Why the service map matters
During troubleshooting, a service map provides a much faster starting point than manually jumping between dashboards, logs, and architecture diagrams. It becomes a live representation of dependencies and their health relationships.
Good for latency analysis
The service map helps show where response time is increasing and whether that problem begins upstream or downstream.
Good for dependency understanding
The map helps reveal which services rely on which databases, APIs, or internal components.
Annotations and metadata: making traces more useful
X-Ray becomes far more useful when teams do more than just enable basic tracing. One of the most practical improvements is to add annotations and metadata.
Annotations are indexed key-value pairs that can be used in filter expressions, making them useful for searching traces that match a condition. Metadata is more flexible and can store richer contextual information, but it is not indexed.
| Type | Best for | Important property |
|---|---|---|
| Annotation | Searchable request context | Indexed and filterable |
| Metadata | Additional request detail | Visible in trace data but not indexed |
Sampling and cost-aware tracing
Tracing every single request all the time can become noisy and expensive, especially in high-volume systems.
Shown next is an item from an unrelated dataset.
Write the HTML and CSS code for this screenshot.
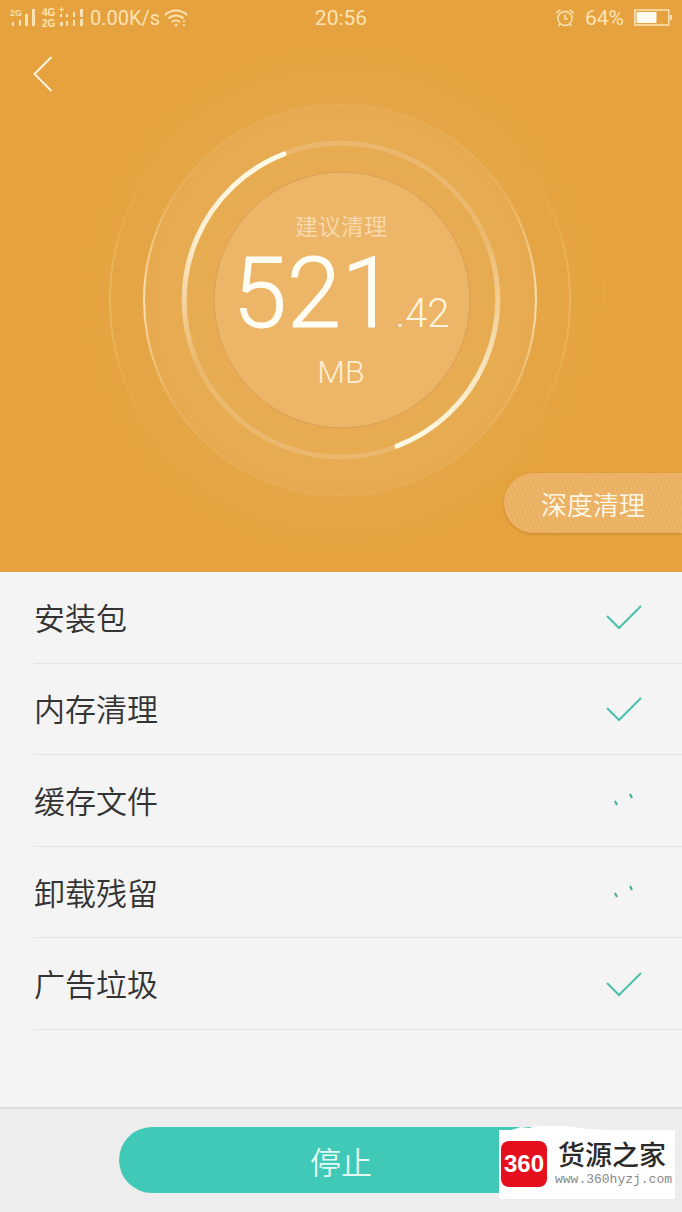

That is why X-Ray uses sampling behavior to decide which requests are traced.
Sampling matters because tracing is most useful when it remains representative and searchable without becoming overwhelming. You want enough traces to understand request behavior, but not so many that analysis becomes impractical.
CloudWatch vs AWS X-Ray
These two services are complementary, not competitive. CloudWatch is stronger for metrics, logs, alarms, dashboards, and broad operational monitoring. X-Ray is stronger for understanding the path and timing of individual requests.
| Area | CloudWatch | AWS X-Ray |
|---|---|---|
| Main focus | Monitoring and observability signals at system and service level | Distributed tracing at request level |
| Best for | Metrics, alarms, logs, dashboards | Request path analysis, latency breakdown, dependency tracing |
| Operational question | What is happening overall? | What happened to this request? |
| Typical output | Graphs, logs, alarms, dashboards | Traces, segments, service maps, request timing views |
Real-world X-Ray use cases
1) Debugging a slow microservices request
A user complains that checkout is slow. CloudWatch shows elevated latency, but that still does not reveal the exact cause. X-Ray can show whether the delay is in Lambda execution, a database query, an external API call, or an internal service hop.
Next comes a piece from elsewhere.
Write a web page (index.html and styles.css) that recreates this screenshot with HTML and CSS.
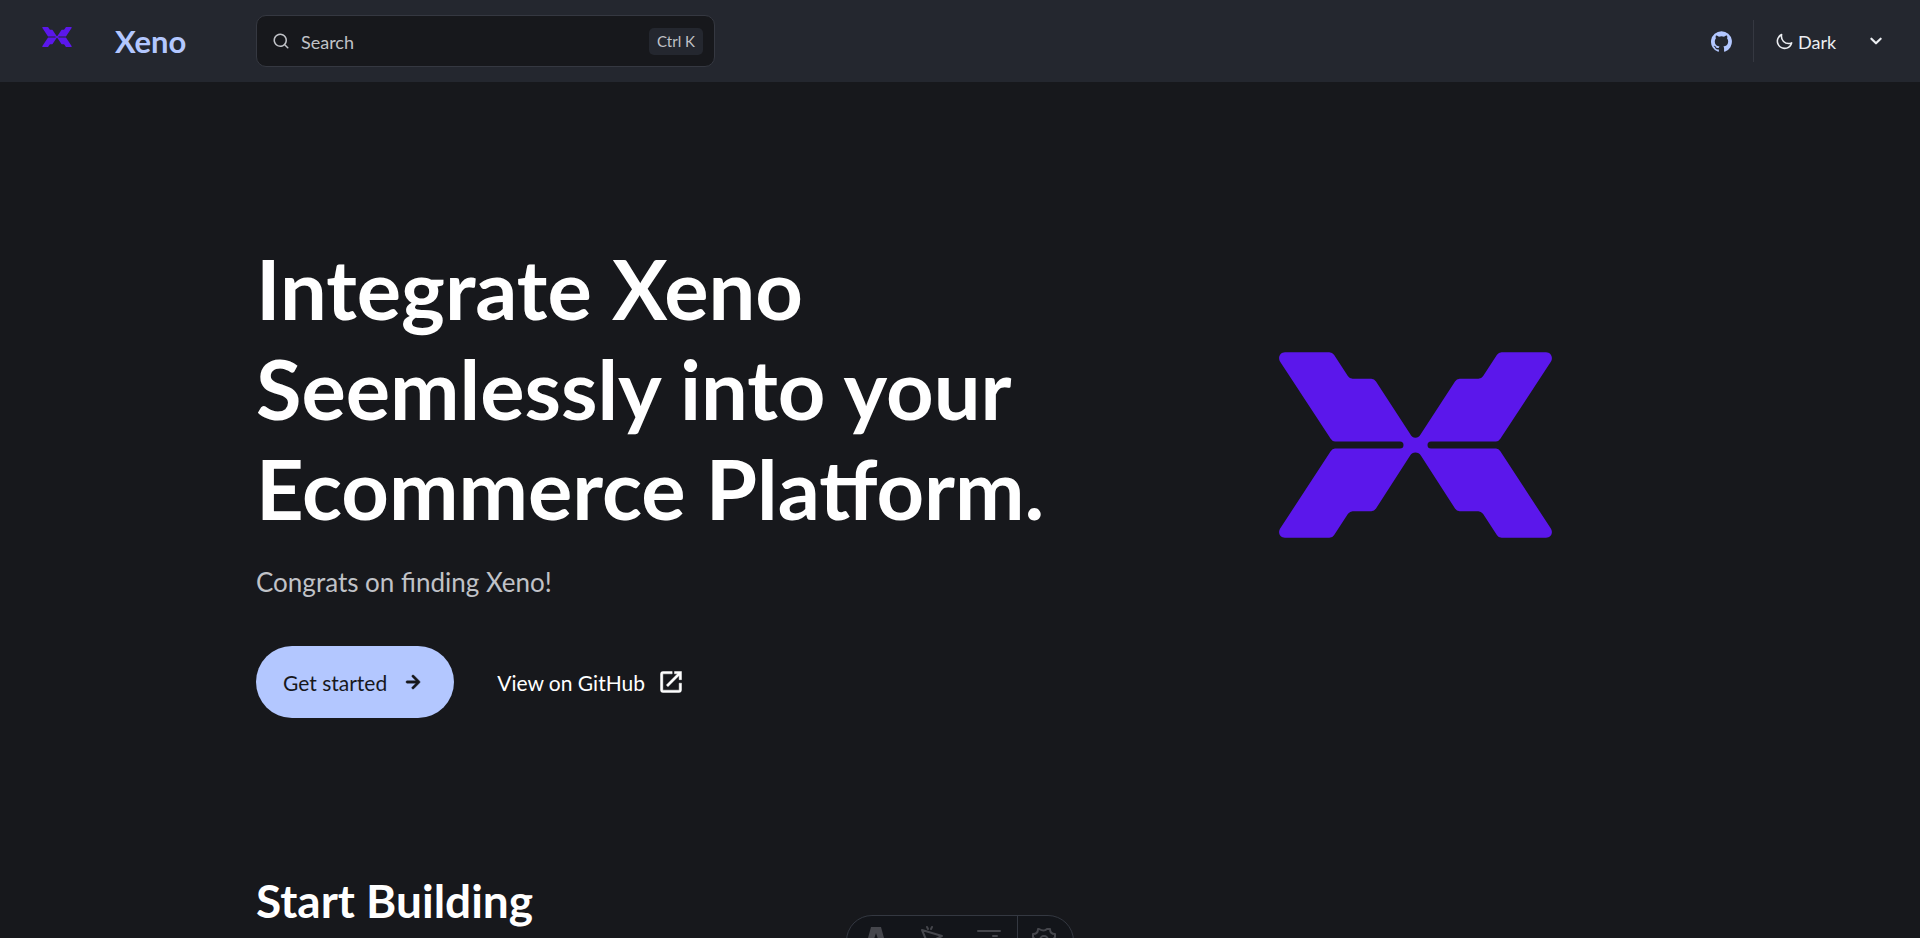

2) Understanding failure propagation
In distributed systems, one failing dependency can cause errors to spread upstream. X-Ray helps teams follow that chain and identify which downstream service first introduced the problem.
3) Visualizing API Gateway to Lambda request paths
API Gateway and Lambda can integrate with X-Ray, which makes it easier to understand how user requests move through serverless architectures and where problems emerge.
4) Investigating throttling and downstream service pressure
X-Ray can show downstream nodes and help identify whether an AWS service dependency or an external service is contributing to request failures or slowness.
5) Explaining system behavior to multiple teams
Because the trace map is visual and request-specific, it can help platform teams, developers, and support teams discuss the same incident with less ambiguity.
Common X-Ray mistakes
- Enabling tracing only at entry points but not across downstream services
- Assuming X-Ray replaces logs or metrics entirely
- Ignoring annotations and metadata, which makes traces less searchable
- Using poor sampling settings that either hide behavior or create too much volume
- Not understanding the trace / segment / subsegment model well enough to interpret traces correctly
- Expecting distributed tracing value without enough instrumentation coverage
Best practices for using AWS X-Ray well
- Use X-Ray in systems where request flow genuinely spans multiple components
- Instrument key downstream calls so traces remain meaningful
- Add annotations for searchability and incident triage
- Use service maps during incident response, not only after the fact
- Combine CloudWatch metrics, logs, and X-Ray traces for fuller troubleshooting context
- Review sampling strategy based on application volume and business criticality
- Teach teams the difference between metrics, logs, traces, and service graphs
Frequently asked questions
What is AWS X-Ray?
AWS X-Ray is a distributed tracing service that helps you follow requests across applications and services, identify latency bottlenecks, and understand failures in distributed systems.
What is the difference between a trace, segment, and subsegment?
A trace is the complete request path, a segment is one service’s recorded work, and a subsegment records internal or downstream work within that service.
Does AWS X-Ray replace CloudWatch?
No. X-Ray and CloudWatch address different parts of observability. CloudWatch focuses more on metrics, logs, alarms, and dashboards, while X-Ray focuses on request-level tracing.
Why is X-Ray useful for microservices?
Because it helps show where latency or faults are introduced as requests move through multiple services.
What should I learn after AWS X-Ray?
CloudWatch, VPC Flow Logs, service-level instrumentation, and broader tracing concepts such as OpenTelemetry are strong next steps.